Nel breve periodo è difficile immaginare un’inversione di tendenza, perché i modelli di punta continueranno a crescere nelle capacità e ad assorbire più risorse per richiesta. Lato offerta, l’arrivo di nuove generazioni di GPU e una maggiore disponibilità di HBM potranno alleviare il vincolo, ma la domanda di calcolo da parte di grandi piattaforme e laboratori rimarrà sostenuta. Nel frattempo, il mercato maturerà verso una segmentazione più netta tra AI “di base”, economica, e AI “di frontiera”, costosa ma riservata ai casi in cui il delta di qualità si traduce in reale vantaggio competitivo.
Per le organizzazioni che devono decidere oggi, la strategia praticabile è mettere a terra l’AI dove crea valore misurabile, riducendo l’ansia da “frontier” e costruendo architetture capaci di sfruttare il meglio dei diversi mondi. Il fine non è vincere un benchmark, ma portare a casa un ROI sostenibile nel tempo.

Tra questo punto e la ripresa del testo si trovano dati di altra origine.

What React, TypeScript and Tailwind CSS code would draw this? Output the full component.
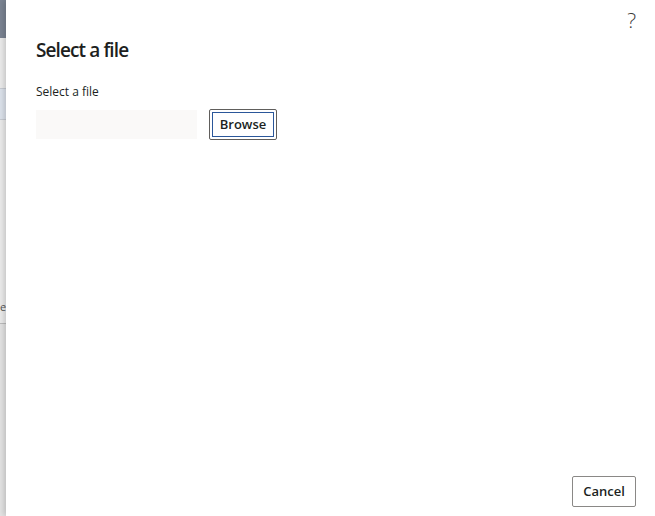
import React from "react";

export default function App() {
  return (
    <div
      className="flex h-[516px] w-[655px] overflow-hidden bg-white"
      style={{ fontFamily: '"Open Sans", "Noto Sans", sans-serif' }}
    >
      {/* background page sliver */}
      <div className="flex w-[6px] shrink-0 flex-col bg-[#e6e6e6]">
        <div className="h-[38px] bg-[#7b8493]" />
        <div className="h-[50px] bg-[#ececec]" />
        <div className="h-[32px] border-y border-[#c8ccd3] bg-[#dde3ec]" />
        <div className="h-[180px] bg-[#ececec]" />
        <div className="h-[14px] bg-[#ececec] text-[11px] leading-[14px] text-[#555]">el</div>
        <div className="h-[10px] border-b border-[#bdbdbd] bg-[#ececec]" />
        <div className="flex-1 bg-[#e4e4e4]" />
      </div>

      {/* dialog */}
      <div className="relative flex flex-1 flex-col bg-white shadow-[-2px_0_6px_rgba(0,0,0,0.18)]">
        <div className="absolute right-[19px] top-[8px] text-[21px] font-light leading-[24px] text-[#3b3a39]">
          ?
        </div>
        <div className="px-[30px] pt-[36px]">
          <h1 className="text-[19px] font-semibold leading-[28px] tracking-[-0.9px] text-[#201f1e]">Select a file</h1>
          <div className="mt-[20px] text-[12px] leading-[16px] text-[#201f1e]">Select a file</div>
          <div className="mt-[9px] flex items-center gap-[12px]">
            <div className="h-[29px] w-[161px] bg-[#faf9f8]" />
            <button className="flex h-[31px] w-[68px] items-center justify-center rounded-[2px] border border-[#605e5c] bg-white p-[2px]">
              <span className="flex h-full w-full items-center justify-center border border-[#2b579a] text-[13px] font-semibold text-[#201f1e]">
                Browse
              </span>
            </button>
          </div>
        </div>
        <div className="flex-1" />
        <div className="flex justify-end pb-[9px] pr-[19px]">
          <button className="flex h-[31px] w-[64px] items-center justify-center rounded-[2px] border border-[#8a8886] bg-white text-[13px] font-semibold text-[#201f1e]">
            Cancel
          </button>
        </div>
      </div>
    </div>
  );
}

L’AI non è diventata “cara” per un capriccio dei fornitori, ma perché abbiamo imparato a chiederle molto di più. I modelli ragionano meglio, vedono e ascoltano, orchestrano strumenti e pianificano sequenze di azioni. Tutto questo ha un costo che scorre lungo catene tecniche e fisiche. La buona notizia è che esistono leve per governarlo: scegliere il modello giusto per il compito, progettare pipeline sobrie, usare caching e routing, monitorare costantemente qualità e spesa. La partita dell’AI, oggi, è tanto economica quanto algoritmica. Chi la vince sa dove mettere potenza, e dove invece mettere intelligenza di prodotto.